The Sunshine Economy: Haiti, Help And Hurricane Matthew

Drive down on Lucy Street in Homestead, take a right at a school painted pink, then a left at the stop sign and you will find yourself surrounded by Haitians in a horseshoe-shaped apartment complex. They've come to Homestead, most of them from Southern Haiti, the same mountainous peninsula that was hit by Hurricane Matthew Oct. 4.

Inside Ilorieuse Rodney's apartment sacks of rice are stacked in her living room. They are among the items she's trying to send back home to Pestel. She says she doesn’t want to donate it to a relief organization because she worries it won’t make it to her family. Instead, she says she needs $300 to send it directly in a shipping container.

Rodney's Homestead apartment complex, where multiple residents lost loved ones and houses in the storm, is a reminder that even here, more than 600 miles away, Hurricane Matthew's impact is highly concentrated.

Hurricane Matthew destroyed thousands of acres of Haiti’s agricultural industry, leaving an already struggling economy hungry for cash and aid from South Florida. Haitians in America send more than $1 billion to the island each year.

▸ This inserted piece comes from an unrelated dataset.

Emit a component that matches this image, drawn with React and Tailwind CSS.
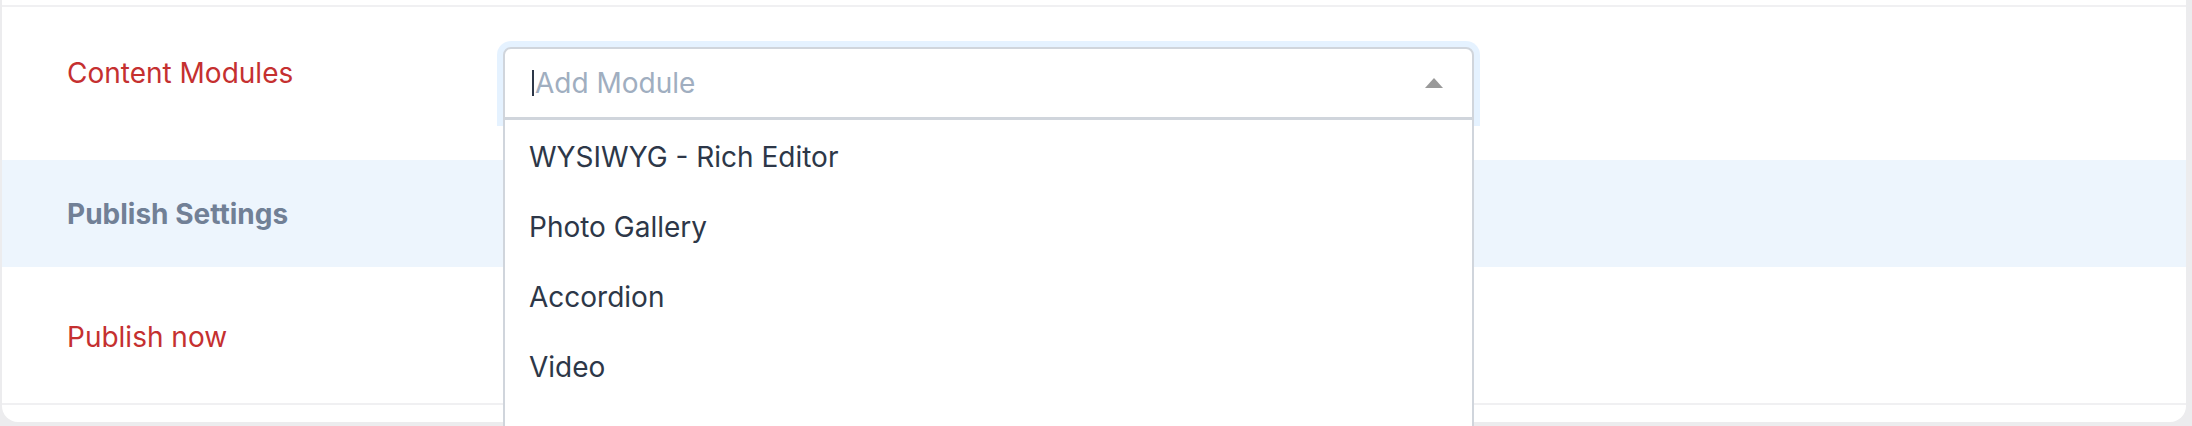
import React from 'react';

const modules = ['WYSIWYG - Rich Editor', 'Photo Gallery', 'Accordion', 'Video', 'Content Block'];

const ModuleSelect = () => (
    <div className="relative w-[971px]">
        <div className="h-[73px] flex items-center justify-between bg-white border-2 border-b-[3px] border-[#d0d5dc] rounded-t-[8px] shadow-[0_0_0_6px_rgba(0,126,255,0.1)] pl-[27px] pr-[29px]">
            <div className="flex items-center">
                <span className="w-[2px] h-[26px] bg-[#2d3748] mr-[1px]" />
                <span className="text-[28px] leading-[42px] text-[#a0aec0]">Add Module</span>
            </div>
            <span className="w-0 h-0 border-x-[9px] border-x-transparent border-b-[10px] border-b-[#999999]" />
        </div>
        <div className="absolute left-0 right-0 top-full bg-white border-x-2 border-[#d0d5dc] pt-[2px] z-10">
            {modules.map((m) => (
                <div key={m} className="h-[70px] flex items-center pl-[24px] text-[28px] text-[#2d3748]">
                    {m}
                </div>
            ))}
        </div>
    </div>
);

export default function App() {
    return (
        <div className="h-[426px] overflow-hidden bg-[#ececee] pl-[2px] pr-[6px] pb-[4px] font-['Inter','Liberation_Sans',Arial,sans-serif]">
            <div className="bg-white rounded-b-[16px] h-full flex flex-col">
                <div className="h-[5px]" />
                <div className="border-t-2 border-[#f0f0f2]" />

                <div className="flex px-[65px] pt-[40px] pb-[40px]">
                    <div className="w-[436px] pt-[5px] text-[28px] leading-[42px] text-[#c53030]">Content Modules</div>
                    <ModuleSelect />
                </div>

                <div className="h-[107px] bg-[#edf5fd] flex items-center px-[65px]">
                    <span className="text-[28px] font-bold text-[#718096]">Publish Settings</span>
                </div>

                <div className="h-[136px] px-[65px] pt-[49px]">
                    <span className="text-[28px] leading-[42px] text-[#c53030]">Publish now</span>
                </div>

                <div className="border-t-2 border-[#f0f0f2]" />
                <div className="h-[17px]" />
            </div>
        </div>
    );
}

"Our diaspora is getting old. Our second generation is not linking to Haiti," said Gandy Thomas, consul general of Haiti in Miami. He believes remittances will decrease as Haitian-Americans with more direct connections to the island age. However, Thomas also calls the South Florida Haitian community "engaged" after the hurricane.

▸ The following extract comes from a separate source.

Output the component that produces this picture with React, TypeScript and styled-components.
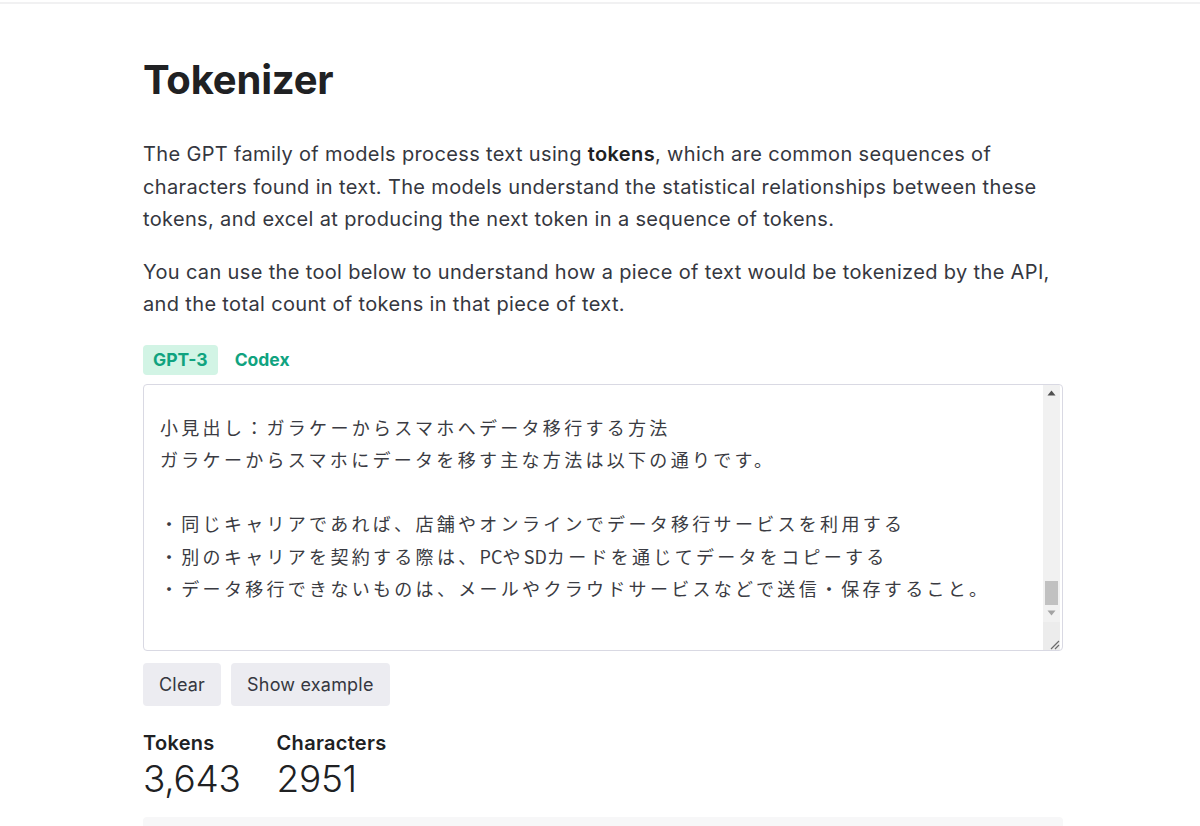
import React from 'react';
import styled, { createGlobalStyle } from 'styled-components';

const GlobalStyle = createGlobalStyle`
  html, body {
    margin: 0;
    padding: 0;
    background: #ffffff;
  }
  body {
    font-family: Inter, "Noto Sans", "Liberation Sans", sans-serif;
    color: #353740;
  }
`;

const TopRule = styled.div`
  height: 2px;
  margin-top: 2px;
  background: #f1f1f2;
`;

const Page = styled.main`
  width: 920px;
  margin-left: 143px;
  padding-top: 52px;
`;

const Title = styled.h1`
  margin: 0;
  font-size: 40px;
  line-height: 48px;
  font-weight: 700;
  color: #202123;
  letter-spacing: -0.2px;
`;

const Para = styled.p`
  margin: 0 0 20px;
  font-size: 20px;
  line-height: 32.5px;
  color: #353740;
  letter-spacing: 0.35px;
  white-space: nowrap;
  &:first-of-type {
    margin-top: 34px;
  }
  b {
    font-weight: 600;
    color: #202123;
  }
`;

const Tabs = styled.div`
  display: flex;
  gap: 7px;
  margin-top: 24px;
`;

const Tab = styled.button<{ $active?: boolean }>`
  border: none;
  border-radius: 4px;
  padding: 0 10px;
  height: 30px;
  font-family: inherit;
  font-size: 17.5px;
  font-weight: 700;
  color: #10a37f;
  background: ${(p) => (p.$active ? '#d2f4e5' : 'transparent')};
  cursor: pointer;
`;

const Editor = styled.div`
  display: flex;
  margin-top: 9px;
  height: 265px;
  border: 1px solid #d9d9e3;
  border-radius: 4px;
  overflow: hidden;
`;

const EditorText = styled.div`
  flex: 1;
  padding: 26px 0 0 16px;
  font-family: "Noto Sans CJK JP", "Noto Sans", sans-serif;
  font-weight: 400;
  font-size: 18px;
  line-height: 32.3px;
  letter-spacing: 3.3px;
  color: #3a3b42;
  white-space: pre;
`;

const Latin = styled.span`
  letter-spacing: 0;
`;

const Scrollbar = styled.div`
  width: 17px;
  margin-right: 2px;
  display: flex;
  flex-direction: column;
  background: #f1f1f1;
`;

const ArrowBox = styled.div<{ $dim?: boolean }>`
  height: 17px;
  display: flex;
  align-items: center;
  justify-content: center;
  color: ${(p) => (p.$dim ? '#a3a3a3' : '#505050')};
`;

const Track = styled.div`
  flex: 1;
  display: flex;
  flex-direction: column;
  justify-content: flex-end;
  padding: 0 2px;
`;

const Thumb = styled.div`
  height: 24px;
  background: #c1c1c1;
`;

const Corner = styled.div`
  height: 28px;
  background: #ececec;
  display: flex;
  align-items: flex-end;
  justify-content: flex-end;
`;

const Actions = styled.div`
  display: flex;
  gap: 10px;
  margin-top: 12px;
`;

const Btn = styled.button`
  border: none;
  border-radius: 4px;
  height: 43px;
  padding: 0 16px;
  font-family: inherit;
  font-size: 18px;
  letter-spacing: 0.2px;
  color: #353740;
  background: #ececf1;
  cursor: pointer;
`;

const Stats = styled.div`
  display: flex;
  gap: 36px;
  margin-top: 25px;
`;

const Stat = styled.div`
  display: flex;
  flex-direction: column;
`;

const StatLabel = styled.div`
  font-size: 20px;
  line-height: 24px;
  font-weight: 600;
  color: #202123;
  letter-spacing: 0.3px;
`;

const StatValue = styled.div`
  margin-top: 2px;
  font-size: 37px;
  line-height: 44px;
  font-weight: 300;
  color: #202123;
  letter-spacing: -0.3px;
`;

const TokenView = styled.div`
  margin-top: 16px;
  height: 30px;
  background: #f7f7f8;
  border-radius: 4px 4px 0 0;
`;

export default function App() {
  return (
    <>
      <GlobalStyle />
      <TopRule />
      <Page>
        <Title>Tokenizer</Title>
        <Para>
          The GPT family of models process text using <b>tokens</b>, which are common sequences of
          <br />
          characters found in text. The models understand the statistical relationships between these
          <br />
          tokens, and excel at producing the next token in a sequence of tokens.
        </Para>
        <Para>
          You can use the tool below to understand how a piece of text would be tokenized by the API,
          <br />
          and the total count of tokens in that piece of text.
        </Para>
        <Tabs>
          <Tab $active>GPT-3</Tab>
          <Tab>Codex</Tab>
        </Tabs>
        <Editor>
          <EditorText>
            {'小見出し：ガラケーからスマホへデータ移行する方法\n'}
            {'ガラケーからスマホにデータを移す主な方法は以下の通りです。\n'}
            {'\n'}
            {'・同じキャリアであれば、店舗やオンラインでデータ移行サービスを利用する\n'}
            {'・別のキャリアを契約する際は、'}
            <Latin>PC</Latin>
            {'や'}
            <Latin>SD</Latin>
            {'カードを通じてデータをコピーする\n'}
            {'・データ移行できないものは、メールやクラウドサービスなどで送信・保存すること。'}
          </EditorText>
          <Scrollbar>
            <ArrowBox>
              <svg width="9" height="6" viewBox="0 0 9 6">
                <path d="M4.5 0.5 L8.5 5.5 L0.5 5.5 Z" fill="currentColor" />
              </svg>
            </ArrowBox>
            <Track>
              <Thumb />
            </Track>
            <ArrowBox $dim>
              <svg width="9" height="6" viewBox="0 0 9 6">
                <path d="M0.5 0.5 L8.5 0.5 L4.5 5.5 Z" fill="currentColor" />
              </svg>
            </ArrowBox>
            <Corner>
              <svg width="12" height="12" viewBox="0 0 12 12">
                <path d="M11 3 L3 11 M11 7 L7 11" stroke="#6b6b6b" strokeWidth="1.2" />
              </svg>
            </Corner>
          </Scrollbar>
        </Editor>
        <Actions>
          <Btn>Clear</Btn>
          <Btn>Show example</Btn>
        </Actions>
        <Stats>
          <Stat>
            <StatLabel>Tokens</StatLabel>
            <StatValue>3,643</StatValue>
          </Stat>
          <Stat>
            <StatLabel>Characters</StatLabel>
            <StatValue>2951</StatValue>
          </Stat>
        </Stats>
        <TokenView />
      </Page>
    </>
  );
}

Haiti needs cash "to activate the economy." - Gandy Thomas, consul general of Haiti in Miami

Fred Tony's company sees the changes in money and food being sent to Southern Haiti in the weeks after Matthew. Tony is the general manager for money transfer firm Caribbean Airmail, better known as C.A.M. He says C.A.M. has seen a 10 percent increase in cash exchanges between the U.S. and the island and a 25 percent jump in the amount of food C.A.M. customers are sending to Haiti. "People may have money and cannot buy because of the damages," he says. "That is why people are sending a lot of food."   

The average remittance is $140, according to C.A.M. It's money that may be encountering higher prices, even outside the area of Haiti hardest hit by Matthew. The region that experienced the strongest winds and storm surge was largely agricultural. "Price goes up," said Consul General Thomas. "Roads are blocked. For the food to come to Port-au-Prince from the rural areas, it costs more." He estimates some food prices are up 20 to 35 percent.

Thomas echoed the guidance from other Haitian community organizations regarding help. "We don't need clothes. We don't need water." Instead, he says it's cash and construction equipment -- steel, lumber, etc. -- "to activate the economy."